The work gestures toward a firestorm. It sits within a landscape marked not only by inequality, but by ruination: infrastructures strained, promises exhausted, and the slow violence of abandonment accumulating over time. It marks this condition of imminence. It signals a threshold at which accumulated pressure can no longer be contained, where what has been suppressed begins to surface with force. The work does not predict rupture so much as it recognises that it is already forming, felt in the tensions between policy and lived reality, between the promise of inclusion and the persistence of structural violence. Here, reparation is no longer a distant horizon or institutional promise, but something urgent, unstable, and contested.
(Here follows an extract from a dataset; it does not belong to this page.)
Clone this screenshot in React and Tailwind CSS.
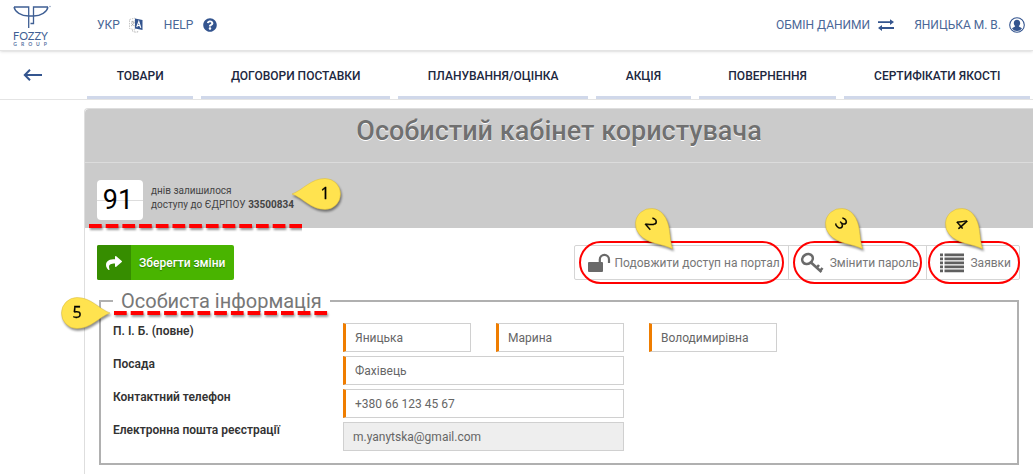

This tension comes to a head in Return to Sender, where the direction of address is interrupted and reversed. Drawing on the bureaucratic language of failed delivery, the work engages the condition of misaddress, of being named incorrectly, received partially, or not received at all. What is returned is not simply a message, but a history. Violence, projection, and imposed meaning are redirected toward their origin, unsettling the assumption that the burden of repair lies with those most affected. Reparation here includes refusal, the right to set boundaries, and the right to reject what cannot be carried.
The exhibition closes with Incwadi Encane: Take Care. The shift in language marks a movement inward, from formal address to something held and intimate. What begins as distance resolves into proximity, yet this is not a gentle ending. It is both a closing and a charge — an insistence on responsibility, on mending, and on sustained care.
Across the exhibition, the tapestries function as soft archives, carrying what exceeds institutional record. They hold what has been omitted, displaced, or denied, not as fixed documents but as tactile and embodied traces fragmented, affective, and unresolved. In contrast to the rigid impositions of colonial and modernist spatial systems, these works propose a different spatial ethic: one that seeks to hold rather than dominate.
Rooted in Black feminist and decolonial lineages, this exhibition positions tenderness as a political stance. It resists the demand to harden in response to violence and instead insists on care, connection, and accountability. Reparation emerges not as restoration, but as iterative, incomplete, and sustained.
Thread, within this body of work, operates as a line of relation tracing connections between past and present, absence and presence, self and other. Informed by African textile traditions, including forms of coded communication, the exhibition foregrounds making as a form of knowledge production: embodied, relational, and resistant to erasure.
This exhibition does not assume a distant viewer. It situates you within the address — implicated in the histories it holds, and responsible for the futures it gestures toward.